The team reported to Berkeley Labs that no other LMOFs performed as well “in this dual role of detecting and capturing, or ‘adsorbing,’ toxic heavy metals.”
Simon Teat, a Berkeley Lab staff scientist, studied individual LMOF crystals, that measured about 100 microns, with X-rays at the lab’s Advanced Light Source.
By using what is known as diffraction patterns to produce X-ray light, “Teat applied software tools to map their three-dimensional structure with atomic resolution.” He was then able to find “a patterned, grid-like 3-D structure containing carbon, hydrogen, oxygen, nitrogen, and zinc atoms that framed large, open channels.”
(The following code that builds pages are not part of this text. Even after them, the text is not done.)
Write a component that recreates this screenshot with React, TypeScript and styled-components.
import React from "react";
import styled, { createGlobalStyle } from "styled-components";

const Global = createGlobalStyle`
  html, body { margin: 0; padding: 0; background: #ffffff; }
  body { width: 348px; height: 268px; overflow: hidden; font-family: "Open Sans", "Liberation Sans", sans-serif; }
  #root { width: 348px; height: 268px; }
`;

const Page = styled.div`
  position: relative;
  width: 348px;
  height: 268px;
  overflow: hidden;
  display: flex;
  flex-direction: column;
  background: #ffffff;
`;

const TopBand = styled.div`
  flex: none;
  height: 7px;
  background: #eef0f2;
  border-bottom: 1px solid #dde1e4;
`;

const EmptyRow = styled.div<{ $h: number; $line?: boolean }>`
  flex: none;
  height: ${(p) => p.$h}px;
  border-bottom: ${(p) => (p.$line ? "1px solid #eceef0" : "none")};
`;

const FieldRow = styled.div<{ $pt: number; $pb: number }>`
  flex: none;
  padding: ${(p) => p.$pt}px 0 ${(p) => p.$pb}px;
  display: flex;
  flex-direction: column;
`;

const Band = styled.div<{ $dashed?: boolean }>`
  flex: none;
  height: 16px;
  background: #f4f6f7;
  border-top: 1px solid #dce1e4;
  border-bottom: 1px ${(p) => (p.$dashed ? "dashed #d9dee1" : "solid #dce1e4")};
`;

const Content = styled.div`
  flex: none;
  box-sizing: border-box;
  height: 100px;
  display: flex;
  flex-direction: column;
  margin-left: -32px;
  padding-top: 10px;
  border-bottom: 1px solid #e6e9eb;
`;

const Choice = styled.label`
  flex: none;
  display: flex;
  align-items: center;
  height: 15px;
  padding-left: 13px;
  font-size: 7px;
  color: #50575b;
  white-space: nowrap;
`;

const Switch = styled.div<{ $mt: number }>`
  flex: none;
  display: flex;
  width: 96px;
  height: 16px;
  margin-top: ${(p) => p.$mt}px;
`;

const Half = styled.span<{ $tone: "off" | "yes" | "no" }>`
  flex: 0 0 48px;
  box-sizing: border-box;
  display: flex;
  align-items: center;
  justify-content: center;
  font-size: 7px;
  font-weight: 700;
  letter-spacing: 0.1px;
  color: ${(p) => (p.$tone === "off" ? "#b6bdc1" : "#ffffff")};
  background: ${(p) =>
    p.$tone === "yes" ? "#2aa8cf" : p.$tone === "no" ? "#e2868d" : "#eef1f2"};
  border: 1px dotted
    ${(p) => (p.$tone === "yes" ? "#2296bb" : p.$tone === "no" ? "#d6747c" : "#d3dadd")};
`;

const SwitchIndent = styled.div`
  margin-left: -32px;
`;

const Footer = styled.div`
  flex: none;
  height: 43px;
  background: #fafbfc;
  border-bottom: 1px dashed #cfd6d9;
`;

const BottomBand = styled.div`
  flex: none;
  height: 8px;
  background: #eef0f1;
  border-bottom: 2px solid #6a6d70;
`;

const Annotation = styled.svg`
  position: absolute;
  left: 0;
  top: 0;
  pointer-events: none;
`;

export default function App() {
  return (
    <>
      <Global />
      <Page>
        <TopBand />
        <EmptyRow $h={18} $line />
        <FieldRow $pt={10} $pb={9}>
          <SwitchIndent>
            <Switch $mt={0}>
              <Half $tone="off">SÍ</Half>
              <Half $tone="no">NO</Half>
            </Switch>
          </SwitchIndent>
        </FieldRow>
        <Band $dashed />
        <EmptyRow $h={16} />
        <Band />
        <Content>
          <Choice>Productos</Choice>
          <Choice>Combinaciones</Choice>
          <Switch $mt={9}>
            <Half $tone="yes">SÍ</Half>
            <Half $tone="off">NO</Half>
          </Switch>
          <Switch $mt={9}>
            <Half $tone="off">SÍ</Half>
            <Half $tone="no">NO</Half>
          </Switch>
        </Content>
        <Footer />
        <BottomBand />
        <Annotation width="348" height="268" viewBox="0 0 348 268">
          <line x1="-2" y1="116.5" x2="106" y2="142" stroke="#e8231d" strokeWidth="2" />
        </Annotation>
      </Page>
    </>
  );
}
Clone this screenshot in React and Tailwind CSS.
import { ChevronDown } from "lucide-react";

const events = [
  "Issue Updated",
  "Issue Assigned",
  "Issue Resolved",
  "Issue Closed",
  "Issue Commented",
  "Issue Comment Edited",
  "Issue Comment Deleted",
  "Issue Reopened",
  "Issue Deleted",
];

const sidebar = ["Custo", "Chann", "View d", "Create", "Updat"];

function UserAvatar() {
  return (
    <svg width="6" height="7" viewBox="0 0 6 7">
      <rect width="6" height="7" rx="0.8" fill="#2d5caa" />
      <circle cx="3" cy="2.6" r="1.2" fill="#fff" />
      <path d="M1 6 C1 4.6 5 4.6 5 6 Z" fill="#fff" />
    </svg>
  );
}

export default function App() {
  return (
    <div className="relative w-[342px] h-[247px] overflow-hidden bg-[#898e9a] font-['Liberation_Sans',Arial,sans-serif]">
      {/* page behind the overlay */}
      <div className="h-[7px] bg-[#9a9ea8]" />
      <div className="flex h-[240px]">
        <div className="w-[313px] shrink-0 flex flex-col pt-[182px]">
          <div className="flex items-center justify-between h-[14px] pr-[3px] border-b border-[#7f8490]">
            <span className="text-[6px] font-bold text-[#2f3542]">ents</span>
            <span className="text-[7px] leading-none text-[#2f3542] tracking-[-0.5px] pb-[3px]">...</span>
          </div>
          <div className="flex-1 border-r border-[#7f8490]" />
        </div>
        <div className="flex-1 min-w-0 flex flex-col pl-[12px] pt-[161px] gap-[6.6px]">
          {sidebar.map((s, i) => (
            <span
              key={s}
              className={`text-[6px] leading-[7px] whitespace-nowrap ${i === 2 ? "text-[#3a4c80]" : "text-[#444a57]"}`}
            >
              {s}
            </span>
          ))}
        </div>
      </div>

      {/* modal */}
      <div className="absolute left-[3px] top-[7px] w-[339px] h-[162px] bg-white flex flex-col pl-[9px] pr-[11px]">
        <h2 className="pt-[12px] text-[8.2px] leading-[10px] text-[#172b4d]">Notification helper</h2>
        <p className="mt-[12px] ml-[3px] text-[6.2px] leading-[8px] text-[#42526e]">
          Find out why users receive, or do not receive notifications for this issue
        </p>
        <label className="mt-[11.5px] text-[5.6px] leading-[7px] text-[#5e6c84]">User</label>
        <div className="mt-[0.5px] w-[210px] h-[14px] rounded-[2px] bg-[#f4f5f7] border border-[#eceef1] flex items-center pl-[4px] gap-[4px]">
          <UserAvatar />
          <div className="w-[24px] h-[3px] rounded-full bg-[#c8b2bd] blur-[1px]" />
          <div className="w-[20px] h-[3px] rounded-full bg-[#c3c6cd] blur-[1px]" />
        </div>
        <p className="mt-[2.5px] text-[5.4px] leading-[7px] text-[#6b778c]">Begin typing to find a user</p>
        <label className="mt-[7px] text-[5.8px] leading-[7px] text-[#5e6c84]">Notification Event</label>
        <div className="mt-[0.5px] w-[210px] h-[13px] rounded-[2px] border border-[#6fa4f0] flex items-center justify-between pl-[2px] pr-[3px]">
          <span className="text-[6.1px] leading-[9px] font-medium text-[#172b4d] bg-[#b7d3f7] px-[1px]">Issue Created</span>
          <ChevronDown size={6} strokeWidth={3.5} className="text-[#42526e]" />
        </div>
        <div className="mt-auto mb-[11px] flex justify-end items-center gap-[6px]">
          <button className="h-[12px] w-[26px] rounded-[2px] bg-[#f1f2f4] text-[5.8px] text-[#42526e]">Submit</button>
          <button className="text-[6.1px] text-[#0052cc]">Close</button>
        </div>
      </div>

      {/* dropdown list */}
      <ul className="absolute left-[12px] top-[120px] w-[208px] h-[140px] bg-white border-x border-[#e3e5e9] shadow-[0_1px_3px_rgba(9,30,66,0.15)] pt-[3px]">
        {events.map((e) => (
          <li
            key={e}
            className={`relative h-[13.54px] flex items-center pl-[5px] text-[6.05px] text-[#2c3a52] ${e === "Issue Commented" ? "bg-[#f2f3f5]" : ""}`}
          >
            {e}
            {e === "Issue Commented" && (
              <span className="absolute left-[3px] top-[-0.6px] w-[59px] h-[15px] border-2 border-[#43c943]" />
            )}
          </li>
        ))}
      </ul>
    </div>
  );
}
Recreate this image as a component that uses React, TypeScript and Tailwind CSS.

Jing Li, a chemistry professor at Rutgers University who spearheaded the research, believes a next step could be to “explore lower-cost and more durable LMOFs that could last for more cycles, and researchers could also pursue the development of water filters by blending the LMOFs with polymers to create solid film.”
“These filters could be used to capture on a larger scale,” Li said, per Berkeley Labs.
Li’s team is interested in testing performance on actual contaminated water sources if it can obtain the funding to do so.